When I walk I’m often lost in thought. I’m not looking for food; I’m certainly not looking for hog-nose vipers or box turtles. I wonder what is coiled in the leaves and slithering through the ferns in our own suburban woods. Maybe nothing as exotic as what we found in Brown County Indiana, but surprises, still.

(No box turtles were harmed in the taking of this picture. This little guy was admired and then sent on his way.)

Searching for Morels

Searching for Morels

Whether by plan or by accident, our brief stay in Indiana came during morel season. And Tom’s brother Phil is one of the most hawk-eyed morel-hunters around. We went for a hike with Phil on Saturday and came back with more than a quart of the wild mushrooms. We cleaned the morels, soaked them and sauteed them in butter. Then we served them with steak and salad.

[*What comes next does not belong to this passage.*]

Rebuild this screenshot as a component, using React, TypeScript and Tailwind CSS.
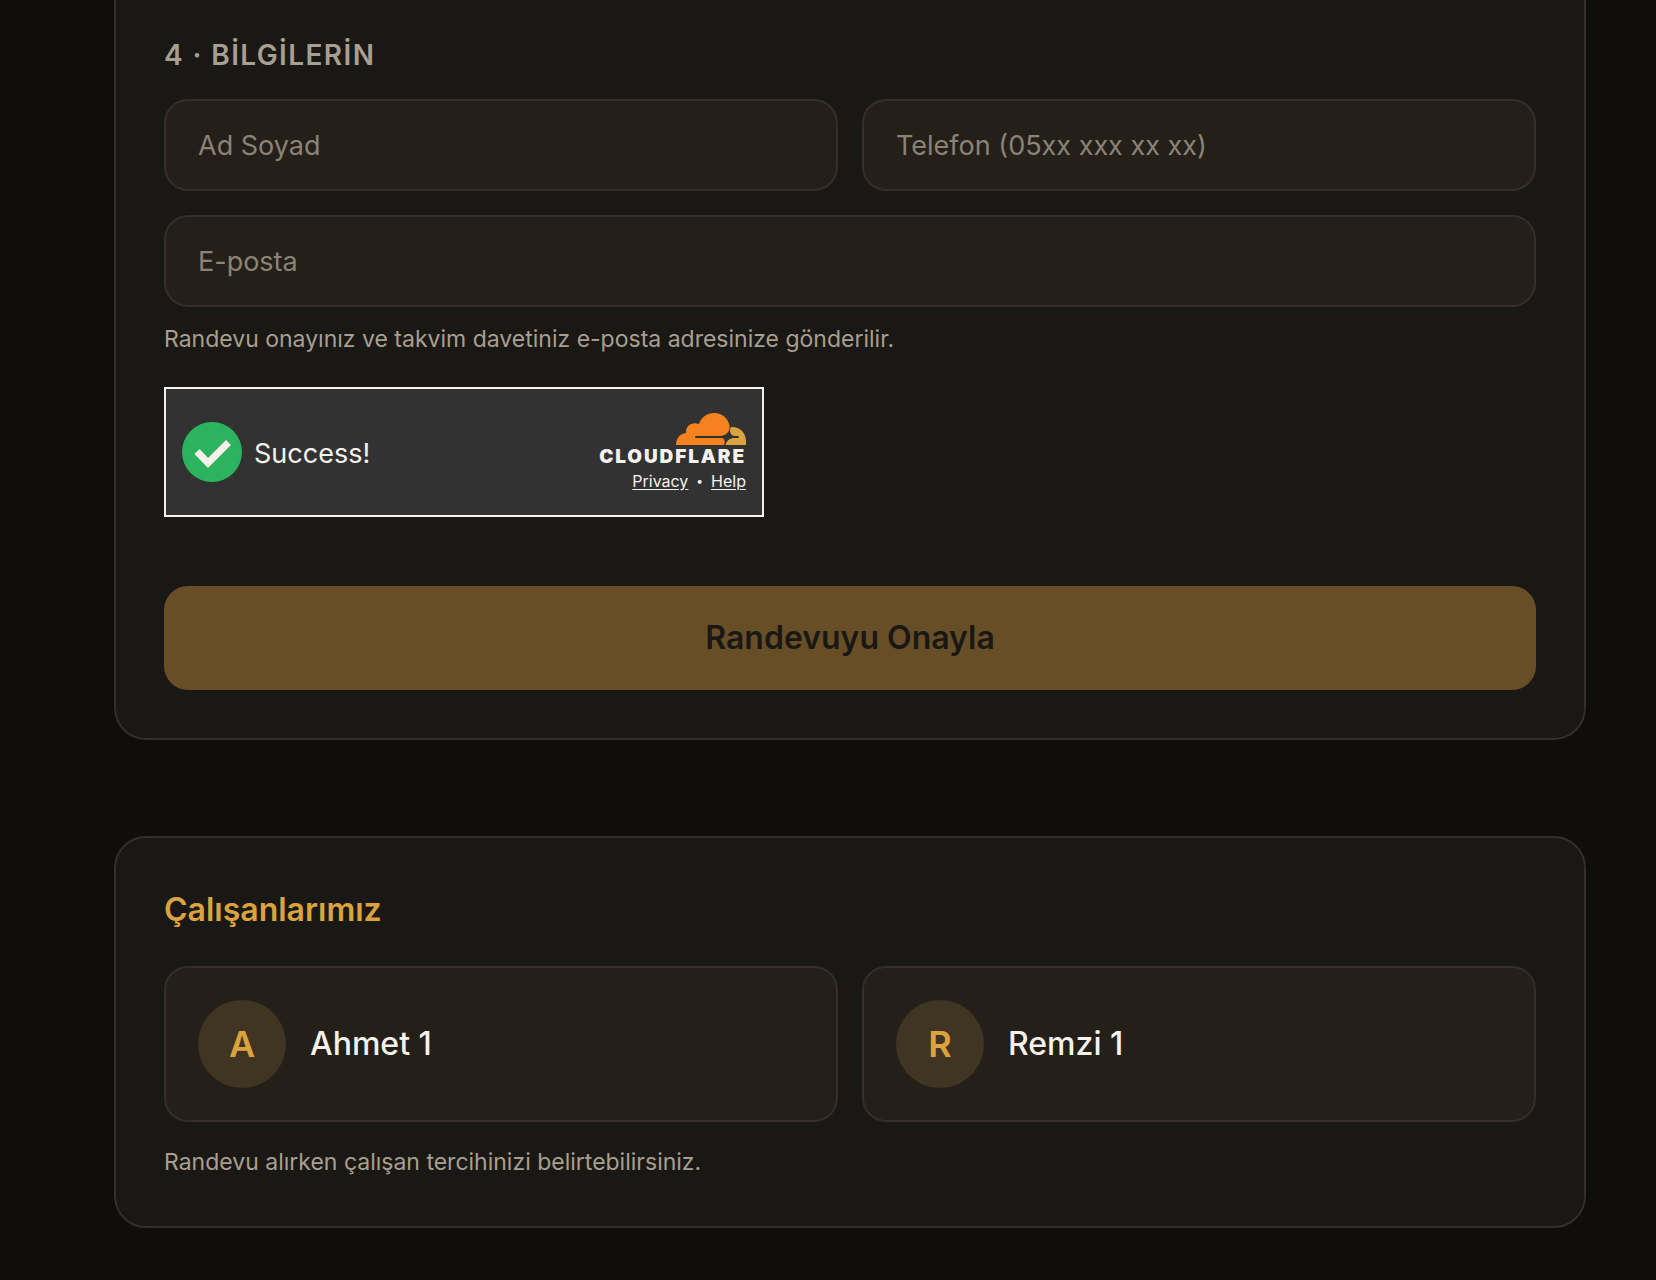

The morels tasted musty and rich. Eating them was like eating the woods. Every time I took a bite I thought about how precious they were, how they took so much effort to find, but how rewarding it was to discover them tucked up under a pile of leaves or hiding next to an old decaying log. Wild food. It tastes good.

(Photo by Phil Gardner)

Old News

Old News


We went to Indiana last weekend for a gathering of Tom’s family. And it was there, by the shores of a rain-water-swollen Lake Monroe, that we heard the news of Osama bin Laden’s death. We had just begun to realize that our cache of Scrabble letters was far more than the board (or our attention span) could use when we got a call telling us the news. Those of us with Blackberries and iPhones (this does not include me) found news sites were crashing from all the hits. So since the cottage has no television or wi-fi, we cranked up the radio in the old stereo receiver.

As we bent toward its sound, I felt we were drawn not only into a new, post-bin Laden era, but also into the past. We were like the people in “The King’s Speech” listening to George VI rallying his fellow citizens, minus the sonorous soaring of Beethoven’s Seventh Symphony. http://www.youtube.com/watch?v=ZU03byh6O1M

We strained to hear the scratchy sound coming out of the box, the narrow frequency fading in and out during the president’s brief announcement. We were startled from our lethargy, hungry for information, searching for a community in the airwaves.